Tinkov, 51, originally came into cycling in the 2000s with his namesake team, which later morphed into the Katusha team. He came back in 2012 in a deal to join Bjarne Riis’s then-Saxo Bank team. In 2013, Tinkov took over ownership of the team, buying out and later firing Riis.
Tinkov signed Alberto Contador and Peter Sagan to lucrative, high-profile deals that drove up the marketplace, much to the chagrin of rival team managers. Tinkov often criticized the cycling business model, but he left the sport when his team disbanded at the end of 2016.
Tinkov certainly could afford 20 million euros.

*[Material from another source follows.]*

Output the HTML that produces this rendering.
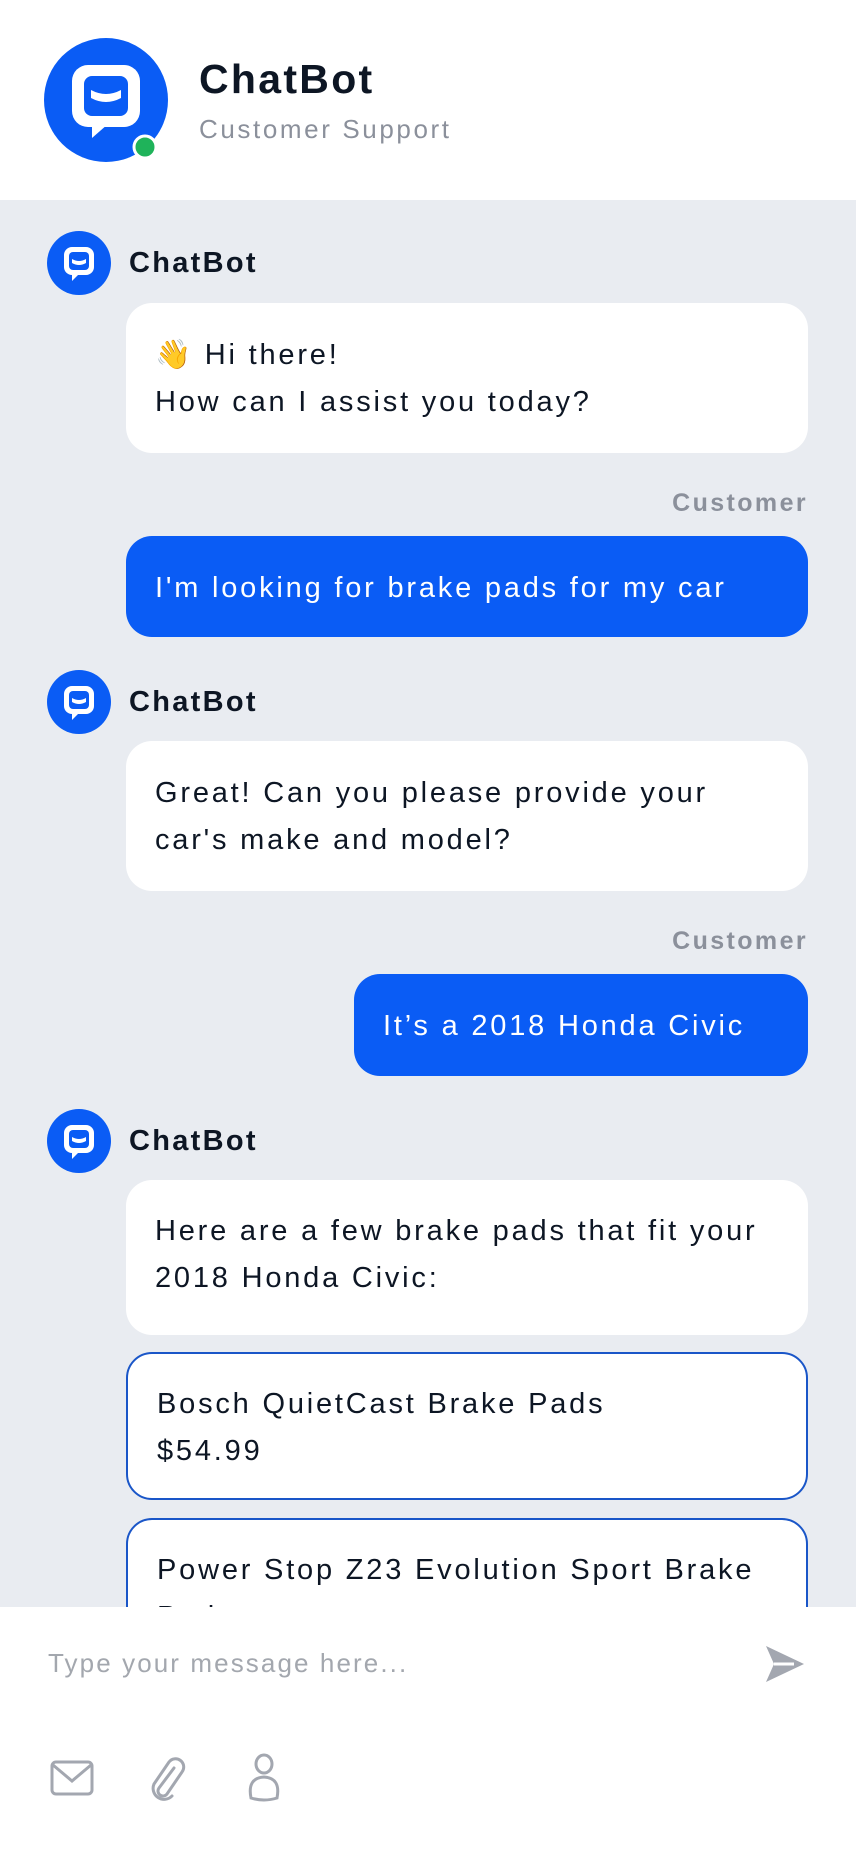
<!DOCTYPE html>
<html><head><meta charset="utf-8"><style>
*{margin:0;padding:0;box-sizing:border-box}
body{width:856px;height:1852px;overflow:hidden;font-family:"Liberation Sans",sans-serif;background:#fff;position:relative;color:#0d1624}
.abs{position:absolute}
.chat{position:absolute;left:0;top:200px;width:856px;height:1407px;background:#e9ecf1;overflow:hidden}
.bub{position:absolute;left:126px;width:682px;background:#fff;border-radius:26px;font-size:29px;letter-spacing:2.8px;line-height:47px;padding:0 29px;color:#0d1624;white-space:nowrap}
.blue{background:#0a5cf5;color:#fff}
.card{border:2px solid #1a56c8}
.name{position:absolute;left:129px;font-size:29px;letter-spacing:2.3px;font-weight:bold;color:#0d1624}
.cust{position:absolute;right:48px;font-size:25px;letter-spacing:2.4px;font-weight:bold;color:#8b909b}
</style></head><body>
<svg class="abs" style="left:44px;top:38px" width="128" height="128" viewBox="0 0 128 128">
<circle cx="62" cy="62" r="62" fill="#0a5cf5"/>
<rect x="28" y="27" width="68" height="62" rx="16" fill="#fff"/>
<path d="M48 86 L48 100 L64 86Z" fill="#fff"/>
<rect x="40" y="38" width="44" height="40" rx="8" fill="#0a5cf5"/>
<path d="M47 52 Q62 60 77 52 L77 60 Q62 68 47 60Z" fill="#fff"/>
<circle cx="101" cy="109" r="11" fill="#1fb35a" stroke="#fff" stroke-width="3"/>
</svg>
<div class="abs" style="left:199px;top:56px;font-size:41px;letter-spacing:2.3px;font-weight:bold;color:#0d1624">ChatBot</div>
<div class="abs" style="left:199px;top:114px;font-size:26px;letter-spacing:2.6px;color:#8b909b">Customer Support</div>

<div class="chat">
<svg width="0" height="0"><defs><g id="av"><circle cx="32" cy="32" r="32" fill="#0a5cf5"/><rect x="17" y="16" width="30" height="28" rx="8" fill="#fff"/><path d="M25 42 L25 50 L33 42Z" fill="#fff"/><rect x="22" y="21" width="20" height="18" rx="4" fill="#0a5cf5"/><path d="M25 28 Q32 32 39 28 L39 32 Q32 36 25 32Z" fill="#fff"/></g></defs></svg>
<svg class="abs" style="left:47px;top:31px" width="64" height="64"><use href="#av"/></svg>
<div class="name" style="top:47px">ChatBot</div>
<div class="bub" style="top:103px;height:150px;padding-top:29px">👋 Hi there!<br>How can I assist you today?</div>
<div class="cust" style="top:289px">Customer</div>
<div class="bub blue" style="top:336px;height:101px;padding-top:29px">I'm looking for brake pads for my car</div>
<svg class="abs" style="left:47px;top:470px" width="64" height="64"><use href="#av"/></svg>
<div class="name" style="top:486px">ChatBot</div>
<div class="bub" style="top:541px;height:150px;padding-top:29px">Great! Can you please provide your<br>car's make and model?</div>
<div class="cust" style="top:727px">Customer</div>
<div class="bub blue" style="left:354px;width:454px;top:774px;height:102px;padding-top:29px">It’s a 2018 Honda Civic</div>
<svg class="abs" style="left:47px;top:909px" width="64" height="64"><use href="#av"/></svg>
<div class="name" style="top:925px">ChatBot</div>
<div class="bub" style="top:980px;height:155px;padding-top:28px">Here are a few brake pads that fit your<br>2018 Honda Civic:</div>
<div class="bub card" style="top:1152px;height:148px;padding-top:27px">Bosch QuietCast Brake Pads<br>$54.99</div>
<div class="bub card" style="top:1318px;height:160px;padding-top:27px">Power Stop Z23 Evolution Sport Brake<br>Pads</div>
</div>

<div class="abs" style="left:48px;top:1648px;font-size:26px;letter-spacing:2.1px;color:#a3a7ae">Type your message here...</div>
<svg class="abs" style="left:764px;top:1644px" width="42" height="40" viewBox="0 0 42 40"><path d="M2 2 L40 20 L2 38 L10 20Z" fill="#a3a7b0"/><path d="M10 20 L30 20" stroke="#fff" stroke-width="3"/></svg>
<svg class="abs" style="left:50px;top:1758px" width="44" height="40" viewBox="0 0 44 40" fill="none" stroke="#a3a7b0" stroke-width="3"><rect x="2" y="4" width="40" height="32" rx="4"/><path d="M3 7 L22 23 L41 7"/></svg>
<svg class="abs" style="left:146px;top:1754px" width="44" height="48" viewBox="0 0 44 48" fill="none" stroke="#a3a7b0" stroke-width="3" stroke-linecap="round"><path d="M28 14 L13 34 a5 5 0 0 0 8 6 L36 18 a8 8 0 0 0 -13 -10 L8 30 a11 11 0 0 0 18 12"/></svg>
<svg class="abs" style="left:245px;top:1752px" width="38" height="52" viewBox="0 0 38 52" fill="none" stroke="#a3a7b0" stroke-width="3"><ellipse cx="19" cy="12" rx="8" ry="9"/><path d="M6 46 Q2 26 19 25 Q36 26 32 46 Q19 50 6 46Z"/></svg>
</body></html>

He retains a high stake of ownership in Tinkoff Bank, whose stock price has nearly quadrupled since hitting lows in 2015-2016. Forbes estimates Tinkov’s personal fortune at $2.2 billion.
Brailsford, meanwhile, continues a search for new backers to take over the team beyond 2019. In December, parent company Sky confirmed it would end its long-running sponsorship at the end of this season.
There have been unconfirmed reports that Sky’s new owner, Comcast, might be willing to cover up to 70 percent of the team’s financial obligations for two seasons.
Team Sky officials said they would not be offering a running commentary on the team’s ongoing sponsorship search.
So far, Brailsford has not revealed much about where the team’s future might lie. There have been rumors of interest from China, French luxury conglomerate LVMH, and Israel Cycling Academy owner Sylvan Adams. It appears, however, it won’t include Tinkov as a partner.